● EXERCISE OBJECTIVE
Write each line of the material exactly as given, from the top through the line that contains "import React from 'react';", and omit all pictures.

● DATASET CONTENT
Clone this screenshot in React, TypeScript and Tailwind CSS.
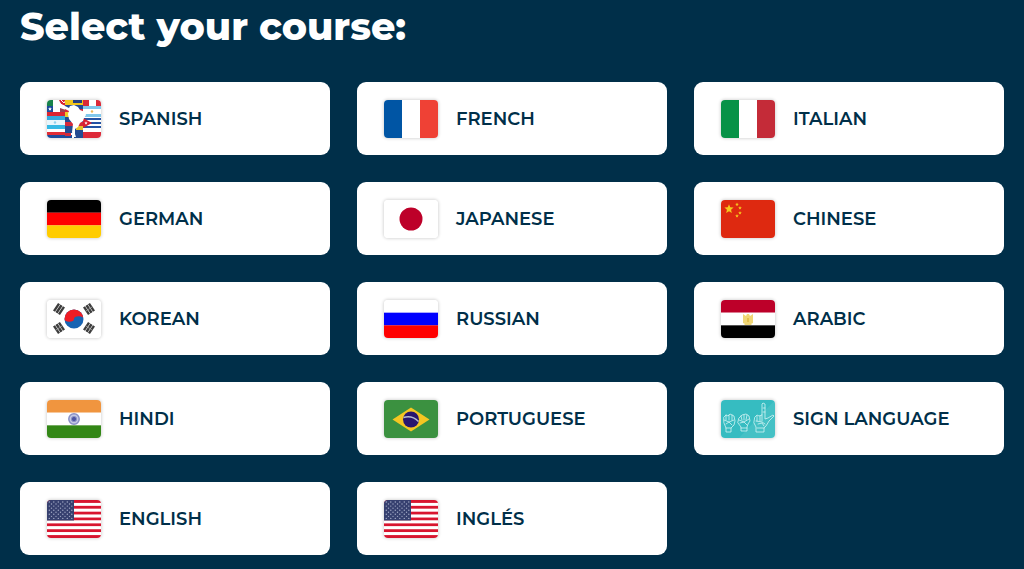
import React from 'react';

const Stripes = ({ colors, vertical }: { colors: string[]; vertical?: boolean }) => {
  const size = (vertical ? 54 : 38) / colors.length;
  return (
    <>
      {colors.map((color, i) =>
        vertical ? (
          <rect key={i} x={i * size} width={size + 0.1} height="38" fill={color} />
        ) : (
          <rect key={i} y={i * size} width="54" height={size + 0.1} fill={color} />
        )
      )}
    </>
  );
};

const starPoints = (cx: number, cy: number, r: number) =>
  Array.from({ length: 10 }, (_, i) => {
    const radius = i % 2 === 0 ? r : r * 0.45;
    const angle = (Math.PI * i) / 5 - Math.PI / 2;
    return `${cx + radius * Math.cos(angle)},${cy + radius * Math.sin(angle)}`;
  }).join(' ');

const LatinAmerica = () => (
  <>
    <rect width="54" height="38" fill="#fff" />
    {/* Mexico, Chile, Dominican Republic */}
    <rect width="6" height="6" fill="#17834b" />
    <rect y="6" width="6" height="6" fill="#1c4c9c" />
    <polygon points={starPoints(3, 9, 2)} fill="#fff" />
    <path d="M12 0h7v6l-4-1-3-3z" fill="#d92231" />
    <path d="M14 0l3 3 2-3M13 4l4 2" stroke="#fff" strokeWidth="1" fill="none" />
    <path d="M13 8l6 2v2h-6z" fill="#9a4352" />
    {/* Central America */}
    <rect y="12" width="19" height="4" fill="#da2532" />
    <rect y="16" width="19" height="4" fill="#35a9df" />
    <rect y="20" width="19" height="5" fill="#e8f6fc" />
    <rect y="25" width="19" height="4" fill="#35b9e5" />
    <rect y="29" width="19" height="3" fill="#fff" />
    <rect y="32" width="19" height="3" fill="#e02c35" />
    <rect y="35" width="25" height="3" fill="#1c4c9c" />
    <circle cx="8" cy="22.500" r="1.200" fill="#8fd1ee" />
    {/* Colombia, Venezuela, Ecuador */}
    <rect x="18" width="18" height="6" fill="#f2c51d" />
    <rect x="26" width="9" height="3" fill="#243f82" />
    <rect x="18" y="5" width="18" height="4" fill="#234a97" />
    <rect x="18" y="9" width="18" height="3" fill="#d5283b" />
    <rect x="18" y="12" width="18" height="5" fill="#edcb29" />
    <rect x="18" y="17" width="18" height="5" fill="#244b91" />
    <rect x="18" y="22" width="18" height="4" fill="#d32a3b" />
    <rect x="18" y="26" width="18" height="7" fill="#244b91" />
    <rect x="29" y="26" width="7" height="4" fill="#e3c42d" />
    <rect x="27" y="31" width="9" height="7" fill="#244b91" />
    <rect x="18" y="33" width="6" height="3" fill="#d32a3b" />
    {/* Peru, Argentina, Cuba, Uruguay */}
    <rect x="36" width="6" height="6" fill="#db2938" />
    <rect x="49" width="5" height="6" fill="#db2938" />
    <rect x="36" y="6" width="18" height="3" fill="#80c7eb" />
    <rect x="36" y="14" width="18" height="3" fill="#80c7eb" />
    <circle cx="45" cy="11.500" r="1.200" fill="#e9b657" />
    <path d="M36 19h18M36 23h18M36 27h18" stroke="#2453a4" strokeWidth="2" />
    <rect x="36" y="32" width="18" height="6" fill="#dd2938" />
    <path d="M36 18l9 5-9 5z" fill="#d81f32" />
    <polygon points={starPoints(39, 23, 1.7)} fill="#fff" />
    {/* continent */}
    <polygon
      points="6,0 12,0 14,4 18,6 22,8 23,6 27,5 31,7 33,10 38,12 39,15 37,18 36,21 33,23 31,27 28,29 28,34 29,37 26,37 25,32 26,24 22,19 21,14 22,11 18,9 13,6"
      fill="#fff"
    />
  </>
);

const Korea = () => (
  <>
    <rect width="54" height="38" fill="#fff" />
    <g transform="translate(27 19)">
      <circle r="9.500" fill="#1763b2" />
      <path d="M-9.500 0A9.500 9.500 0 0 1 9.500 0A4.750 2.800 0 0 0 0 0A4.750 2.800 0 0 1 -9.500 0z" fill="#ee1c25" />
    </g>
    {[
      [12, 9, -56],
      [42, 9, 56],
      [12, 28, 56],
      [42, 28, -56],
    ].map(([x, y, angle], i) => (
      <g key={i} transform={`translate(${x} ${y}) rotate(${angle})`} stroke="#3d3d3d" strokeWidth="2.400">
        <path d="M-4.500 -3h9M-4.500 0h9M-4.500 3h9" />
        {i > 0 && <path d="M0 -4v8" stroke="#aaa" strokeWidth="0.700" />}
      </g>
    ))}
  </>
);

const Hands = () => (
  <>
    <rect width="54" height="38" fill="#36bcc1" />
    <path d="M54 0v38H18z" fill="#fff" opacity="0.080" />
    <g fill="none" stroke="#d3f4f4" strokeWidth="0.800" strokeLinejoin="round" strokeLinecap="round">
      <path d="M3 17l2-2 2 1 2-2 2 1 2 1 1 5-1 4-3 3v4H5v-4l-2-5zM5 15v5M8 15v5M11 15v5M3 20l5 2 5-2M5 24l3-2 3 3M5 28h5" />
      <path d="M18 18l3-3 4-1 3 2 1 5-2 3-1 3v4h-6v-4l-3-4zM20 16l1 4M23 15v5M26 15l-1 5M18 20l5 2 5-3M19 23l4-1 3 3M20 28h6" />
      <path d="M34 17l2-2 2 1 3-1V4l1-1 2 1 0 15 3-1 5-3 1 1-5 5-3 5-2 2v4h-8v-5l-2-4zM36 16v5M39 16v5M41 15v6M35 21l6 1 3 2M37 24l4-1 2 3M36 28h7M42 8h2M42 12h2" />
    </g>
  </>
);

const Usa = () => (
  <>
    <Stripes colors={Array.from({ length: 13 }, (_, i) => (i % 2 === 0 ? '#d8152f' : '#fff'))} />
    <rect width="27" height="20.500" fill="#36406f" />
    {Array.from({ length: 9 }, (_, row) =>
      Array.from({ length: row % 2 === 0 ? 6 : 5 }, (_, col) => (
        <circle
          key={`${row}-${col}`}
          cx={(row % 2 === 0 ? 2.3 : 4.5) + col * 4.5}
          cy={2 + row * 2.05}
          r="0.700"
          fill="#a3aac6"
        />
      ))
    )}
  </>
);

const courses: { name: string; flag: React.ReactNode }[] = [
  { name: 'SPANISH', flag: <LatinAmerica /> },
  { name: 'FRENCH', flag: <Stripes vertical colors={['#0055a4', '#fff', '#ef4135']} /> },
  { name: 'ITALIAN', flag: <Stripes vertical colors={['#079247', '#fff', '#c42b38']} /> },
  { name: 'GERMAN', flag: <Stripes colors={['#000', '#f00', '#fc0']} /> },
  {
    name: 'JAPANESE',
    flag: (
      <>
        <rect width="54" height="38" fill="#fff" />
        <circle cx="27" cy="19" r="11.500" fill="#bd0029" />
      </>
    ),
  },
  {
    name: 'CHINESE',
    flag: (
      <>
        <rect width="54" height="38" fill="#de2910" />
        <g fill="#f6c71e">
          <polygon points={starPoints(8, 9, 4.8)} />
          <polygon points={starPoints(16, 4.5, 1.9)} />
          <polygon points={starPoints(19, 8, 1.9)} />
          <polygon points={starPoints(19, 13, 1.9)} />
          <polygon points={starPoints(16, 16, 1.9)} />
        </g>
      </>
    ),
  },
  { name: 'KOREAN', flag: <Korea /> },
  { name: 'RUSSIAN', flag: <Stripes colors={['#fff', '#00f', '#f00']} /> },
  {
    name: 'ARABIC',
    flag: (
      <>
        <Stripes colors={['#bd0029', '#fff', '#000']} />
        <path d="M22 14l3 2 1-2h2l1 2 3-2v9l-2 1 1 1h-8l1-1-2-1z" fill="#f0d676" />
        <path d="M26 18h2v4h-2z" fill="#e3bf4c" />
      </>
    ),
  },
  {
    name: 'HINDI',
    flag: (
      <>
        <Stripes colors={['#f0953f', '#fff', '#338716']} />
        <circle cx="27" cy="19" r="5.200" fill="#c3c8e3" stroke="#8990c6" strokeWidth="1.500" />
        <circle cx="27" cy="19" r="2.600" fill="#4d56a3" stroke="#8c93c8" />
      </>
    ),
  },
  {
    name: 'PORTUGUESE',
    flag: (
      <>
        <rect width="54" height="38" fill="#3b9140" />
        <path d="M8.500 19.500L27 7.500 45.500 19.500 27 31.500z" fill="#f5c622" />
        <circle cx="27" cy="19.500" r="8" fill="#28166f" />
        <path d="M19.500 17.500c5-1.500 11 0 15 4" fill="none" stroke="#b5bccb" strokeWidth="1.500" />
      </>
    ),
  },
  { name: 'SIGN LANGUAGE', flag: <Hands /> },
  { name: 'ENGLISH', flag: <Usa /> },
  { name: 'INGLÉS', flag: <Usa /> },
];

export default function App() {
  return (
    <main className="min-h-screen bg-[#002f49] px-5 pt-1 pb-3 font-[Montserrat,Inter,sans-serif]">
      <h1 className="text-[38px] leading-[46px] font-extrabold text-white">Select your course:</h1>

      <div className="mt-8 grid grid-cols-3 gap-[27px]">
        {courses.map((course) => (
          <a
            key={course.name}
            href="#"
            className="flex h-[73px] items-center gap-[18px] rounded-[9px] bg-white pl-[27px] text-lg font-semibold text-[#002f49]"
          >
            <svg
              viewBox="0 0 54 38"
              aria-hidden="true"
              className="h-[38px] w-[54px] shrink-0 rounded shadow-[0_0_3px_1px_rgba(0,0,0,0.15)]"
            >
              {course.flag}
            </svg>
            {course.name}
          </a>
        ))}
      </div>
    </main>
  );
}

● RESULT BELOW
Clone this screenshot in React, TypeScript and Tailwind CSS.
import React from 'react';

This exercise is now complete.